Un grand nombre de Nord-Coréens écoutent des radios étrangères. Le constat est étonnant dans un pays où les autorités ne distribuent que des postes à fréquence fixe, brouillent systématiquement les programmes étrangers et peuvent punir les citoyens surpris à écouter des radios étrangères d'une peine allant jusqu'à dix ans de camp de travail.
Les Nord-Coréens peuvent toutefois choisir de bricoler leurs radios ou d'acheter des postes à 3 dollars [2,30 euros] arrivant clandestinement de Chine. Plus d'une dizaine de stations américaines, sud-coréennes et japonaises émettent vers le pays. Voice of America (VOA), l'une des fréquences les plus écoutées, diffuse en Corée du Nord depuis 1942, tandis que Radio Free Asia (RFA), tout aussi populaire, a lancé sa version coréenne peu de temps après sa création par le Congrès américain, en 1997. VOA se concentre sur les actualités aux Etats-Unis et dans le reste du monde, tandis que RFA s'intéresse essentiellement à la vie en Corée du Nord et au sort des quelque 20 000 réfugiés vivant en Corée du Sud.

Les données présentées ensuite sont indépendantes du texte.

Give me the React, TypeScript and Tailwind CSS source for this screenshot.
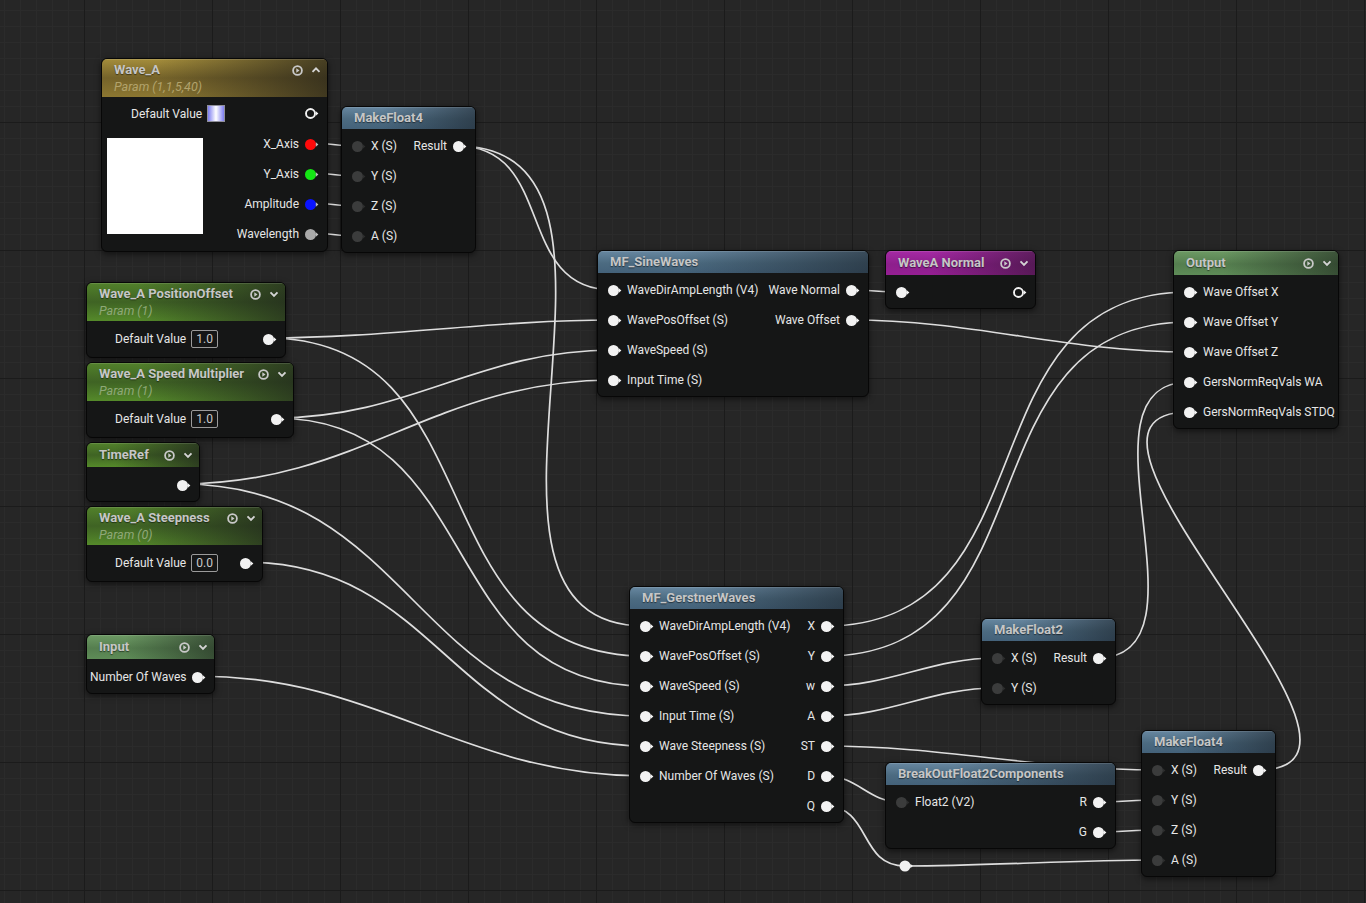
import React from "react";

type Variant = "gold" | "param" | "func" | "purple" | "output";

const headerBg: Record<Variant, string> = {
  gold: "bg-[linear-gradient(to_right,transparent_25%,rgba(32,30,24,0.7)_100%),linear-gradient(to_bottom,#a48d3b_0%,#75632a_50%,#8c7731_100%)]",
  param:
    "bg-[linear-gradient(to_right,transparent_25%,rgba(30,34,28,0.7)_100%),linear-gradient(to_bottom,#52812b_0%,#3f6324_50%,#558a2a_100%)]",
  func: "bg-[linear-gradient(to_right,transparent_30%,rgba(28,36,44,0.6)_100%),linear-gradient(to_bottom,#6787a0_0%,#4c6b81_55%,#44627a_100%)]",
  purple:
    "bg-[linear-gradient(to_right,transparent_30%,rgba(40,20,40,0.55)_100%),linear-gradient(to_bottom,#a62aa5_0%,#8d1f8c_55%,#951f93_100%)]",
  output:
    "bg-[linear-gradient(to_right,transparent_30%,rgba(30,38,30,0.6)_100%),linear-gradient(to_bottom,#6d9a64_0%,#557e4f_55%,#5e8c57_100%)]",
};

const subColor: Record<Variant, string> = {
  gold: "text-[#b2a36c]",
  param: "text-[#8fa878]",
  func: "text-[#9ab0c0]",
  purple: "text-[#d09ad0]",
  output: "text-[#a9c0a4]",
};

// pin glyph: circle + little arrow nub
const Pin = ({
  color = "#f2f2f2",
  arrow = "#f2f2f2",
  ring = false,
}: {
  color?: string;
  arrow?: string;
  ring?: boolean;
}) => (
  <svg width="15" height="11" viewBox="0 0 15 11" className="shrink-0">
    {ring ? (
      <circle cx="5.5" cy="5.5" r="4.5" fill="none" stroke={color} strokeWidth="1.9" />
    ) : (
      <circle cx="5.5" cy="5.5" r="5.5" fill={color} />
    )}
    <path d="M10.8 3.2 L13.4 5.5 L10.8 7.8 Z" fill={arrow} />
  </svg>
);

const DarkPin = () => <Pin color="#3b3c3c" arrow="#2c2d2d" />;

const HeaderIcons = ({ up = false }: { up?: boolean }) => (
  <div className="flex items-center gap-[8px]">
    <svg width="11" height="11" viewBox="0 0 11 11">
      <circle cx="5.5" cy="5.5" r="4.4" fill="none" stroke="#c9c9c9" strokeWidth="1.8" />
      <path d="M4.3 3.3 L7.5 5.5 L4.3 7.7 Z" fill="#c9c9c9" />
    </svg>
    <svg width="10" height="10" viewBox="0 0 10 10">
      <path
        d={up ? "M1.5 6.8 L5 3.3 L8.5 6.8" : "M1.5 3.4 L5 6.9 L8.5 3.4"}
        fill="none"
        stroke="#d4d4d4"
        strokeWidth="1.9"
      />
    </svg>
  </div>
);

type NodeProps = {
  className: string;
  variant: Variant;
  title: string;
  sub?: string;
  icons?: "up" | "down";
  head?: string;
  bodyClass?: string;
  children: React.ReactNode;
};

const Node = ({ className, variant, title, sub, icons, head = "h-[22px]", bodyClass = "pt-[2px] pb-px", children }: NodeProps) => (
  <div
    className={`absolute overflow-hidden rounded-[6px] border border-[#070707] bg-[#151616] shadow-[0_2px_6px_rgba(0,0,0,0.55)] ${className}`}
  >
    <div className={`${headerBg[variant]} shadow-[inset_0_1px_0_rgba(255,255,255,0.12)]`}>
      <div className={`flex ${head} items-center justify-between pl-3 pr-[6px]`}>
        <span className="text-[13px] font-bold text-[#c6c6c6] [text-shadow:0_1px_1px_rgba(0,0,0,0.5)]">{title}</span>
        {icons && <HeaderIcons up={icons === "up"} />}
      </div>
      {sub && (
        <div className={`-mt-[2px] pb-[2px] pl-3 text-[12.5px] italic leading-[16px] ${subColor[variant]}`}>{sub}</div>
      )}
    </div>
    <div className={bodyClass}>{children}</div>
  </div>
);

const In = ({ label, dark = false }: { label: string; dark?: boolean }) => (
  <div className="flex items-center pl-[10px]">
    {dark ? <DarkPin /> : <Pin />}
    <span className="ml-[4px] whitespace-nowrap">{label}</span>
  </div>
);

const Out = ({ label, color, arrow, ring }: { label?: string; color?: string; arrow?: string; ring?: boolean }) => (
  <div className="flex items-center pr-[7px]">
    {label && <span className="mr-[6px] whitespace-nowrap">{label}</span>}
    <Pin color={color} arrow={arrow} ring={ring} />
  </div>
);

const Row = ({ children }: { children: React.ReactNode }) => (
  <div className="flex h-[30px] items-center justify-between text-[12px] text-[#e6e6e6]">{children}</div>
);

const ValueBox = ({ v }: { v: string }) => (
  <div className="ml-[5px] flex h-[18px] w-[27px] items-center justify-center rounded-[2px] border border-[#9b9b9b] text-[12px] text-[#c9c9c9]">
    {v}
  </div>
);

const ParamRow = ({ v }: { v: string }) => (
  <div className="flex h-[30px] items-center text-[12px] text-[#e6e6e6]">
    <span className="pl-[28px]">Default Value</span>
    <ValueBox v={v} />
    <div className="flex-1" />
    <Out />
  </div>
);

// UE style spline: horizontal tangents, longer when going backwards
const wirePath = (x1: number, y1: number, x2: number, y2: number) => {
  const dx = x2 - x1;
  const dy = y2 - y1;
  const fwd = dx >= 0;
  const cx = Math.min(Math.abs(dx), fwd ? 1000 : 200);
  const cy = Math.min(Math.abs(dy), fwd ? 1000 : 200);
  const t = fwd ? cx + cy : cx * 3 + cy * 1.5;
  const o = t / 3;
  return `M${x1} ${y1} C${x1 + o} ${y1} ${x2 - o} ${y2} ${x2} ${y2}`;
};

const wires: [number, number, number, number][] = [
  [309, 143, 357, 146],
  [309, 173, 357, 176],
  [309, 203, 357, 206],
  [309, 233, 357, 236],
  [457, 146, 613, 290],
  [457, 146, 645, 626],
  [267, 338, 613, 320],
  [267, 338, 645, 656],
  [275, 418, 613, 350],
  [275, 418, 645, 686],
  [181, 484, 613, 380],
  [181, 484, 645, 716],
  [244, 562, 645, 746],
  [197, 676, 645, 776],
  [850, 290, 900, 292],
  [850, 320, 1189, 352],
  [825, 626, 1189, 292],
  [825, 656, 1189, 322],
  [825, 686, 997, 658],
  [825, 716, 997, 688],
  [825, 746, 1157, 770],
  [825, 776, 901, 802],
  [825, 806, 905, 866],
  [905, 866, 1157, 860],
  [1097, 802, 1157, 800],
  [1097, 832, 1157, 830],
  [1097, 658, 1189, 382],
  [1258, 770, 1189, 412],
];

export default function App() {
  return (
    <div className="relative h-[903px] w-[1366px] overflow-hidden bg-[#262626] font-['Roboto','Liberation_Sans',sans-serif] [background-image:linear-gradient(to_right,#1b1b1b_1px,transparent_1px),linear-gradient(to_bottom,#1b1b1b_1px,transparent_1px),linear-gradient(to_right,#2b2b2b_1px,transparent_1px),linear-gradient(to_bottom,#2b2b2b_1px,transparent_1px)] [background-size:128px_128px,128px_128px,16px_16px,16px_16px] [background-position:84px_122px,84px_122px,4px_10px,4px_10px]">
      <svg className="pointer-events-none absolute inset-0" width="1366" height="903">
        {wires.map(([a, b, c, d], i) => (
          <path key={i} d={wirePath(a, b, c, d)} fill="none" stroke="#dedede" strokeWidth="1.7" />
        ))}
        {/* reroute knot */}
        <circle cx="905" cy="866" r="5.5" fill="#f2f2f2" />
        <path d="M910.3 863.7 L912.9 866 L910.3 868.3 Z" fill="#f2f2f2" />
      </svg>

      {/* Wave_A vector param */}
      <Node
        className="left-[101px] top-[58px] w-[227px]"
        variant="gold"
        title="Wave_A"
        sub="Param (1,1,5,40)"
        icons="up"
        bodyClass="pt-px pb-[2px]"
      >
        <div className="flex h-[31px] items-center text-[12px] text-[#e6e6e6]">
          <span className="pl-[29px]">Default Value</span>
          <div className="ml-[5px] h-[17px] w-[18px] border border-[#8f8f9a] bg-[linear-gradient(to_right,#7c7cf0,#ffffff_50%,#7c7cf0)]" />
          <div className="flex-1" />
          <Out ring />
        </div>
        <div className="flex">
          <div className="ml-[5px] mt-[9px] h-[96px] w-[96px] bg-white" />
          <div className="flex flex-1 flex-col items-end">
            <Row>
              <span />
              <Out label="X_Axis" color="#ff0a0a" arrow="#bdbdbd" />
            </Row>
            <Row>
              <span />
              <Out label="Y_Axis" color="#14e614" arrow="#bdbdbd" />
            </Row>
            <Row>
              <span />
              <Out label="Amplitude" color="#0a14ff" arrow="#bdbdbd" />
            </Row>
            <Row>
              <span />
              <Out label="Wavelength" color="#a9a9a9" arrow="#bdbdbd" />
            </Row>
          </div>
        </div>
      </Node>

      <Node className="left-[341px] top-[106px] w-[135px]" variant="func" title="MakeFloat4">
        <Row>
          <In label="X (S)" dark />
          <Out label="Result" />
        </Row>
        <Row>
          <In label="Y (S)" dark />
        </Row>
        <Row>
          <In label="Z (S)" dark />
        </Row>
        <Row>
          <In label="A (S)" dark />
        </Row>
      </Node>

      <Node
        className="left-[86px] top-[282px] w-[200px]"
        variant="param"
        title="Wave_A PositionOffset"
        sub="Param (1)"
        icons="down"
        bodyClass="py-[3px]"
      >
        <ParamRow v="1.0" />
      </Node>

      <Node
        className="left-[86px] top-[362px] w-[208px]"
        variant="param"
        title="Wave_A Speed Multiplier"
        sub="Param (1)"
        icons="down"
        bodyClass="py-[3px]"
      >
        <ParamRow v="1.0" />
      </Node>

      <Node
        className="left-[86px] top-[442px] w-[114px]"
        variant="param"
        title="TimeRef"
        icons="down"
        head="h-[24px]"
        bodyClass="pt-[3px] pb-px"
      >
        <Row>
          <span />
          <Out />
        </Row>
      </Node>

      <Node
        className="left-[86px] top-[506px] w-[177px]"
        variant="param"
        title="Wave_A Steepness"
        sub="Param (0)"
        icons="down"
        bodyClass="py-[3px]"
      >
        <ParamRow v="0.0" />
      </Node>

      <Node
        className="left-[86px] top-[634px] w-[129px]"
        variant="output"
        title="Input"
        icons="down"
        head="h-[24px]"
        bodyClass="pt-[3px] pb-px"
      >
        <Row>
          <span className="pl-[3px]">Number Of Waves</span>
          <Out />
        </Row>
      </Node>

      <Node className="left-[597px] top-[250px] w-[272px]" variant="func" title="MF_SineWaves">
        <Row>
          <In label="WaveDirAmpLength (V4)" />
          <Out label="Wave Normal" />
        </Row>
        <Row>
          <In label="WavePosOffset (S)" />
          <Out label="Wave Offset" />
        </Row>
        <Row>
          <In label="WaveSpeed (S)" />
        </Row>
        <Row>
          <In label="Input Time (S)" />
        </Row>
      </Node>

      <Node
        className="left-[885px] top-[250px] w-[151px]"
        variant="purple"
        title="WaveA Normal"
        icons="down"
        head="h-[24px]"
        bodyClass="pt-[2px] pb-px"
      >
        <Row>
          <In label="" />
          <Out ring />
        </Row>
      </Node>

      <Node
        className="left-[1173px] top-[250px] w-[166px]"
        variant="output"
        title="Output"
        icons="down"
        head="h-[24px]"
        bodyClass="pt-[2px] pb-px"
      >
        <Row>
          <In label="Wave Offset X" />
        </Row>
        <Row>
          <In label="Wave Offset Y" />
        </Row>
        <Row>
          <In label="Wave Offset Z" />
        </Row>
        <Row>
          <In label="GersNormReqVals WA" />
        </Row>
        <Row>
          <In label="GersNormReqVals STDQ" />
        </Row>
      </Node>

      <Node className="left-[629px] top-[586px] w-[215px]" variant="func" title="MF_GerstnerWaves">
        <Row>
          <In label="WaveDirAmpLength (V4)" />
          <Out label="X" />
        </Row>
        <Row>
          <In label="WavePosOffset (S)" />
          <Out label="Y" />
        </Row>
        <Row>
          <In label="WaveSpeed (S)" />
          <Out label="w" />
        </Row>
        <Row>
          <In label="Input Time (S)" />
          <Out label="A" />
        </Row>
        <Row>
          <In label="Wave Steepness (S)" />
          <Out label="ST" />
        </Row>
        <Row>
          <In label="Number Of Waves (S)" />
          <Out label="D" />
        </Row>
        <Row>
          <span />
          <Out label="Q" />
        </Row>
      </Node>

      <Node className="left-[981px] top-[618px] w-[135px]" variant="func" title="MakeFloat2">
        <Row>
          <In label="X (S)" dark />
          <Out label="Result" />
        </Row>
        <Row>
          <In label="Y (S)" dark />
        </Row>
      </Node>

      <Node className="left-[885px] top-[762px] w-[231px]" variant="func" title="BreakOutFloat2Components">
        <Row>
          <In label="Float2 (V2)" dark />
          <Out label="R" />
        </Row>
        <Row>
          <span />
          <Out label="G" />
        </Row>
      </Node>

      <Node className="left-[1141px] top-[730px] w-[135px]" variant="func" title="MakeFloat4">
        <Row>
          <In label="X (S)" dark />
          <Out label="Result" />
        </Row>
        <Row>
          <In label="Y (S)" dark />
        </Row>
        <Row>
          <In label="Z (S)" dark />
        </Row>
        <Row>
          <In label="A (S)" dark />
        </Row>
      </Node>
    </div>
  );
}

Les réfugiés nord-coréens ont aussi créé trois stations ces dernières années, notamment Free North Korea Radio (FNK). Ces radios travaillent avec des correspondants qui communiquent depuis la Corée du Nord par téléphone portable ou font passer clandestinement leurs reportages par la Chine. Résultat, les informations entrent et sortent plus vite que jamais de Corée du Nord. Il n'a fallu que quelques heures à la radio FNK pour annoncer la désastreuse réforme monétaire lancée par le gouvernement en novembre 2009. Il est impossible de dénombrer précisément les auditeurs nord-coréens, mais il n'est pas déraisonnable d'estimer que leur nombre avoisine le million, dans un pays qui compte 24 millions d'habitants. Signe tangible de l'influence de ces radios, les autorités de Pyongyang s'en prennent régulièrement aux médias étrangers, auxquels elles réservent d'ailleurs l'appellation de "reptiles". En mars 2010, le régime a même comparé les émetteurs étrangers à des "déchets humains". Ironiquement, cette diatribe contenait également la première mention officielle de la réévaluation bâclée de la monnaie. Ainsi, non seulement les médias étrangers irritent le régime nord-coréen, mais ils l'obligent de surcroît à aborder des sujets qu'il préférerait laisser de côté. Si les émissions étrangères n'avaient pas de public, le régime se contenterait de les ignorer au lieu de leur faire de la publicité gratuite.
Les émetteurs étrangers reçoivent régulièrement de chaleureux messages de remerciement de la part de réfugiés nord-coréens en Chine. Un auditeur écrivait sur le site de RFA que cette radio était "[notre] seul rayon d'espoir". Depuis quelques années, les chercheurs sud-coréens interrogent discrètement sur leurs habitudes d'écoute les milliers de déserteurs, de réfugiés ou de visiteurs nord-coréens en Chine. Une étude non publiée menée l'été dernier auprès de Nord-Coréens en Chine a révélé que plus de 20 % d'entre eux écoutaient régulièrement les radios interdites et que presque tous relayaient ces informations aux membres de leur famille et à leurs amis.